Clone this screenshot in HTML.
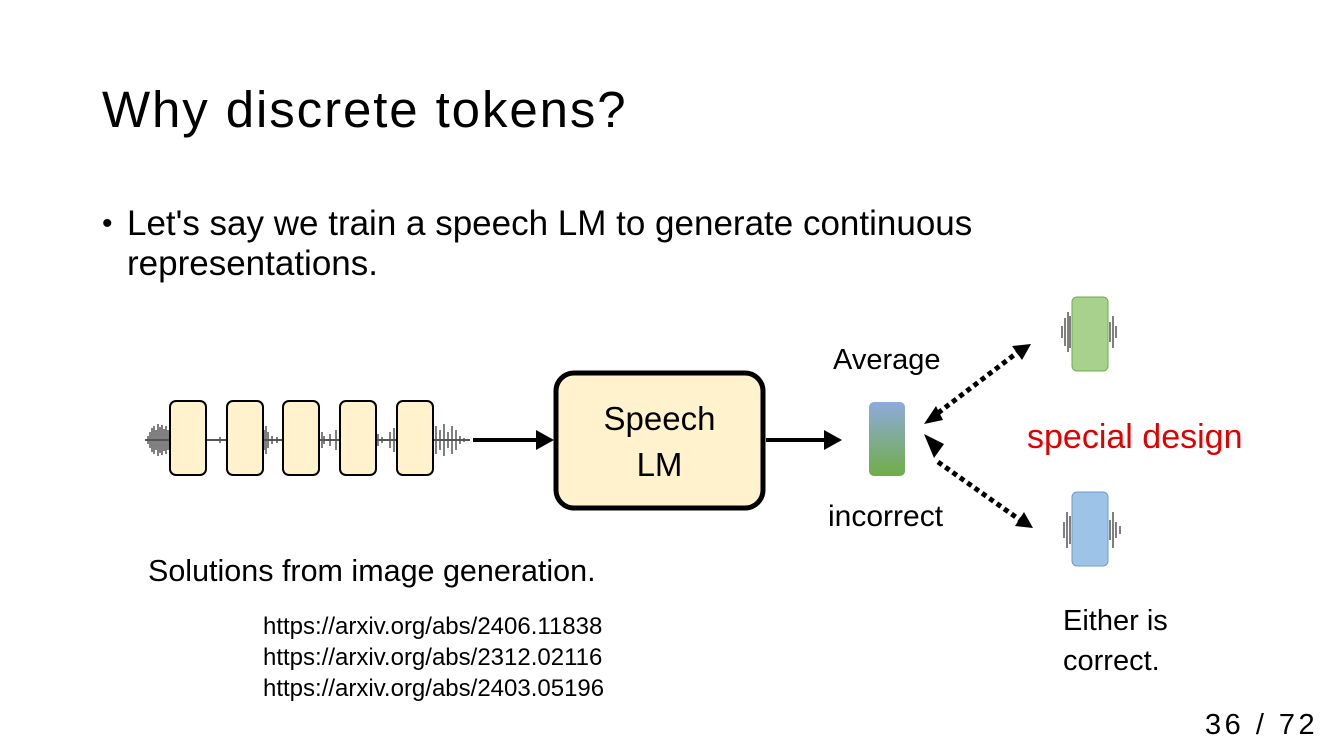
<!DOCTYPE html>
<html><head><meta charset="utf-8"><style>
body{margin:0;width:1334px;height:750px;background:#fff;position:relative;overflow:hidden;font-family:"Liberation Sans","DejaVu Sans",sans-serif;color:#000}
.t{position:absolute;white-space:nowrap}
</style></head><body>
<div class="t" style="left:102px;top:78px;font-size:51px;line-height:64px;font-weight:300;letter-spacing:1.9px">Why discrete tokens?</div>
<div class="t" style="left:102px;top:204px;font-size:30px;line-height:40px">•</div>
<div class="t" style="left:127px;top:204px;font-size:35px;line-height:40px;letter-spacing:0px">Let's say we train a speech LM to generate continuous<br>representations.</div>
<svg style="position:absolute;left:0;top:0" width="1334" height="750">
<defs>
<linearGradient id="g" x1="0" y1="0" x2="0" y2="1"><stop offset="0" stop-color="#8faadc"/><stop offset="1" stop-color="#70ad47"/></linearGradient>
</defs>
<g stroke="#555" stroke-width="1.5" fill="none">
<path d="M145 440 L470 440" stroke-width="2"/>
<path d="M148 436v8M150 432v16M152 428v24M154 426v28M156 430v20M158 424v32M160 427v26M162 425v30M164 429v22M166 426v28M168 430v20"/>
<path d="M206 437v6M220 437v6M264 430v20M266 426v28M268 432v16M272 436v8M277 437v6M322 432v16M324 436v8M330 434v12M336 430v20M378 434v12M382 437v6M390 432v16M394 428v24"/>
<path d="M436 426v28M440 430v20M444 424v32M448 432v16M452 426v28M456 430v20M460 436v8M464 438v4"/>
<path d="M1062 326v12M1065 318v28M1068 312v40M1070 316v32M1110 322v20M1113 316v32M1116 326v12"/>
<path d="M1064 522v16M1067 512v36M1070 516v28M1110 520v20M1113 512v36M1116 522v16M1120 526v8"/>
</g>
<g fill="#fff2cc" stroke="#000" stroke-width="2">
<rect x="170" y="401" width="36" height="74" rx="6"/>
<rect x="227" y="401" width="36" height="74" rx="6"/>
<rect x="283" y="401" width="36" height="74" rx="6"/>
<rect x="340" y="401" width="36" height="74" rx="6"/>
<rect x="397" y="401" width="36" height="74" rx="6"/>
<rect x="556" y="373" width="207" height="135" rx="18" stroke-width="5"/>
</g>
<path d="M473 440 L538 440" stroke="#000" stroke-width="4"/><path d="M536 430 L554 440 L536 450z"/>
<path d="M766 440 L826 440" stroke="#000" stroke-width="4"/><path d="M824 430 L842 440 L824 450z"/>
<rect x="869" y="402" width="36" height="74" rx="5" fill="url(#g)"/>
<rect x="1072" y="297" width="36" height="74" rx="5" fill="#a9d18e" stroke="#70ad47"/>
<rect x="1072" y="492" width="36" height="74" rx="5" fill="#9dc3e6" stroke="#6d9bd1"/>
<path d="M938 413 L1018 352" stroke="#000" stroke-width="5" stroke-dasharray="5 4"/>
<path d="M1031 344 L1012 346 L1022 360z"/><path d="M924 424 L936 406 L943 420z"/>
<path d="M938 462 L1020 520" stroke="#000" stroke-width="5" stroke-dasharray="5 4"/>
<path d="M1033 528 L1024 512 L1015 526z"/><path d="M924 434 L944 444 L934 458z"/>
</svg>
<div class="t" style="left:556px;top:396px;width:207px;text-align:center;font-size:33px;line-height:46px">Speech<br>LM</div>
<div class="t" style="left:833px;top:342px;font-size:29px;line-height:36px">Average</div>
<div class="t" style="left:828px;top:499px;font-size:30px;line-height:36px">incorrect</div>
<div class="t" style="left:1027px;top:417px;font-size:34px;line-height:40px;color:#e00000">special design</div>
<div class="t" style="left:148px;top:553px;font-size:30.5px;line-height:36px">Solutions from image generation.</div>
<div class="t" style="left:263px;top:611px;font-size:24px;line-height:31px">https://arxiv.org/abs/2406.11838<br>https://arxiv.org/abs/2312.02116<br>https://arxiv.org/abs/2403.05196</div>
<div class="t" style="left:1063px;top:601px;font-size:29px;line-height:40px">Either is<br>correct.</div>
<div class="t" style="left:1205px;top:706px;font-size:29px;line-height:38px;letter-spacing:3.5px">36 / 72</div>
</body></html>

^^^^

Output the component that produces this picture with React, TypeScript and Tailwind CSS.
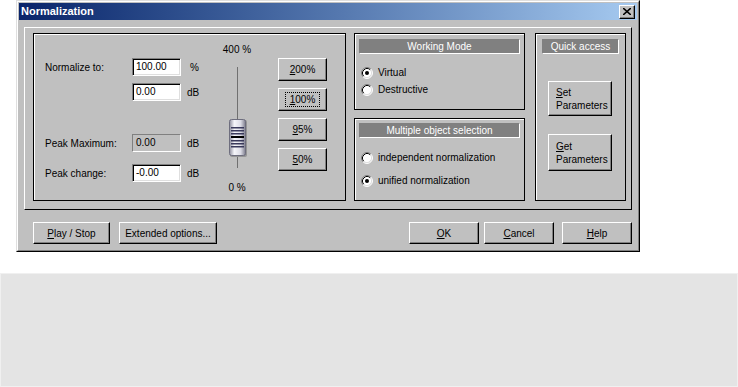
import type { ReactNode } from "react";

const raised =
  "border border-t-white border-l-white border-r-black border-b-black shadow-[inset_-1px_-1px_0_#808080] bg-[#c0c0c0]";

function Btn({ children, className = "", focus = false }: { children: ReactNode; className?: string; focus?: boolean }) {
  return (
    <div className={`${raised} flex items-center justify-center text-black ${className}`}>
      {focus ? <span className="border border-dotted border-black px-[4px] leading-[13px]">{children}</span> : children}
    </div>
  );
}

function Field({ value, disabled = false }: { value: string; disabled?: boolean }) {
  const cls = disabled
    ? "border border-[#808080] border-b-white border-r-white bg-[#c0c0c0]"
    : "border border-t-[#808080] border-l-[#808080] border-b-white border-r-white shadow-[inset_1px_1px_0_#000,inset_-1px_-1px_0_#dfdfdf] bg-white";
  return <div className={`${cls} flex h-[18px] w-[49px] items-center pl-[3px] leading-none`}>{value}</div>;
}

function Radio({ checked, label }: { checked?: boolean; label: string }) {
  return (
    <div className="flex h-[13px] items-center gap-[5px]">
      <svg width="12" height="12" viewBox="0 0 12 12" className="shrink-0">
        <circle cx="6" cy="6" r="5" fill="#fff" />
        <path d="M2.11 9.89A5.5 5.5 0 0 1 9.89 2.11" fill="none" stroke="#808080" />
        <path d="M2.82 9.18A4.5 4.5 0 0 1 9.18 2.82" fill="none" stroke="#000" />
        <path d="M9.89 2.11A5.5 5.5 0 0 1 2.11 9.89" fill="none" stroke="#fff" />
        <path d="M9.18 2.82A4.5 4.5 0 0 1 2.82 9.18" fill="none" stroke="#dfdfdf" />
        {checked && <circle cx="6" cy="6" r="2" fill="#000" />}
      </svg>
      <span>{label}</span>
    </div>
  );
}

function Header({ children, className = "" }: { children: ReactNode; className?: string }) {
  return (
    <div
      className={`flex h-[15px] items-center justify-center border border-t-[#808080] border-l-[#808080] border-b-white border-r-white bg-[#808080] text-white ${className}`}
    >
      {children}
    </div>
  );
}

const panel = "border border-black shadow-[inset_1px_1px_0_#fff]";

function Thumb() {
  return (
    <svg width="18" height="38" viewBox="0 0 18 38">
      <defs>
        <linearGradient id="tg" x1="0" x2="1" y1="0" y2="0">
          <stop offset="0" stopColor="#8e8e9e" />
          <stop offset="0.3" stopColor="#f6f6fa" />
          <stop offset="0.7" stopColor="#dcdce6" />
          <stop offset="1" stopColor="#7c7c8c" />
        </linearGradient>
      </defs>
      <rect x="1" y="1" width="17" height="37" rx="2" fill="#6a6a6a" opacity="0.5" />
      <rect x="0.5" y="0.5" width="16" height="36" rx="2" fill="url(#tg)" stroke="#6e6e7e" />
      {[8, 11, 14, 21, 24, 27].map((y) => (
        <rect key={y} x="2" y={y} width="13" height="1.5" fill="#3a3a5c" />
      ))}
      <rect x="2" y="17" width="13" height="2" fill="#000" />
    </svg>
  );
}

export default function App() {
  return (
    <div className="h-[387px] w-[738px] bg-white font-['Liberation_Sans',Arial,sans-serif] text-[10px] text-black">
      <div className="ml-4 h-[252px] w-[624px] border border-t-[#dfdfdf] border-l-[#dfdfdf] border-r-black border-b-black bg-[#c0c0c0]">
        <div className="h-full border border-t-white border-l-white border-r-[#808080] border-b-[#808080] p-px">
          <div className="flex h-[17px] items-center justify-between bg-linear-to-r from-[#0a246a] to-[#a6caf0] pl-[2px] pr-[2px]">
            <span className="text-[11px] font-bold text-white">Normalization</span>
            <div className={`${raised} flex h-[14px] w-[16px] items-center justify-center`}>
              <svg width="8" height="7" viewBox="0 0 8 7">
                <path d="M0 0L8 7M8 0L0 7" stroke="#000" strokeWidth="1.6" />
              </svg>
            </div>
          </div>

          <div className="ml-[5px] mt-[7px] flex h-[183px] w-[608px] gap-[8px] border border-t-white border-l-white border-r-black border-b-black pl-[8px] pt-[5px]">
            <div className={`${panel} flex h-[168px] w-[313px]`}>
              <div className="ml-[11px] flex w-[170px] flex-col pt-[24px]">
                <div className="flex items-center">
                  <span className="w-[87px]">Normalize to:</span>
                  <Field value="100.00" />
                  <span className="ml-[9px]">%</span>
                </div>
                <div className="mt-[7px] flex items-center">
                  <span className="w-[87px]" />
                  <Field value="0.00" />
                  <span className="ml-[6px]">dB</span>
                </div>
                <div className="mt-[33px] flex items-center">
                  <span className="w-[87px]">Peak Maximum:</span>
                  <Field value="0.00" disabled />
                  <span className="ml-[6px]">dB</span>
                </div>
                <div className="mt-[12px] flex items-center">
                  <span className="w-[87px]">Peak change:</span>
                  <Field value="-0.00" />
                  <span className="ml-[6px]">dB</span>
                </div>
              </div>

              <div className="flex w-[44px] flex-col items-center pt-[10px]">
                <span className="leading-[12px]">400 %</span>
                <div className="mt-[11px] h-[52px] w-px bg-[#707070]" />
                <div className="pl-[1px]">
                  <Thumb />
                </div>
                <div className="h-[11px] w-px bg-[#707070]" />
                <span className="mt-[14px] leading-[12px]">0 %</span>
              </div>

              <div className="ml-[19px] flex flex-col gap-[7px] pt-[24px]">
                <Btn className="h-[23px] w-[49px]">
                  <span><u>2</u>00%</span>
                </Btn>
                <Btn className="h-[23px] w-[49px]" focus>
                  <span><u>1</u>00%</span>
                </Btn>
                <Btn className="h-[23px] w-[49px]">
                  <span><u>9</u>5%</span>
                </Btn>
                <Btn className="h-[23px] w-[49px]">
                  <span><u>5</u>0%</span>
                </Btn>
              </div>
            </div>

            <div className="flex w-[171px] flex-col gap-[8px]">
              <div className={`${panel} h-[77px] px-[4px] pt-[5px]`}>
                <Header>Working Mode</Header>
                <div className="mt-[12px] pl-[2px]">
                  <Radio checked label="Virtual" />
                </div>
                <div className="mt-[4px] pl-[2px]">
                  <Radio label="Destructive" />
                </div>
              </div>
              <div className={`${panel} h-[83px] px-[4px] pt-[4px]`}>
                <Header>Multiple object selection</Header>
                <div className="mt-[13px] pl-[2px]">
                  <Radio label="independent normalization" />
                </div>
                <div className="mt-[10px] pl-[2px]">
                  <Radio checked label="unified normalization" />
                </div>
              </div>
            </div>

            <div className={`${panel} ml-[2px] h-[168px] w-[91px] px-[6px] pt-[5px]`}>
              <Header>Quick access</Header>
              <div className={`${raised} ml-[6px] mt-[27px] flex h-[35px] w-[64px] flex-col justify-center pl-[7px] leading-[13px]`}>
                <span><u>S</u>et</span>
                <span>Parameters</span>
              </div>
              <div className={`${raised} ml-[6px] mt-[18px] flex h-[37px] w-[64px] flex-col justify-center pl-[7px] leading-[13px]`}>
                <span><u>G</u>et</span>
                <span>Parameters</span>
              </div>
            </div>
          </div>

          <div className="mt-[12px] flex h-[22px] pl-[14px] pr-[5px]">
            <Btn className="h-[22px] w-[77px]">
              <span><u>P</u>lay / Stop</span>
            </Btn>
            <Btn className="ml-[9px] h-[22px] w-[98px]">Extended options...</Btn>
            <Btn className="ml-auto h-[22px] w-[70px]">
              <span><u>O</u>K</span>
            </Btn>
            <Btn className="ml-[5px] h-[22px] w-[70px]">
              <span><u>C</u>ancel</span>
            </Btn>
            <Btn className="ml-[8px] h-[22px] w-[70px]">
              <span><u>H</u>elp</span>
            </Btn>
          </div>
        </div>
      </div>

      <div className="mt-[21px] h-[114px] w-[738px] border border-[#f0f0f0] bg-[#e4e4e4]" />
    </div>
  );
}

^^^^

■ Task statement ■
Count how many lines above contain the word "this". Reply with the number alone.

■ Task response ■
2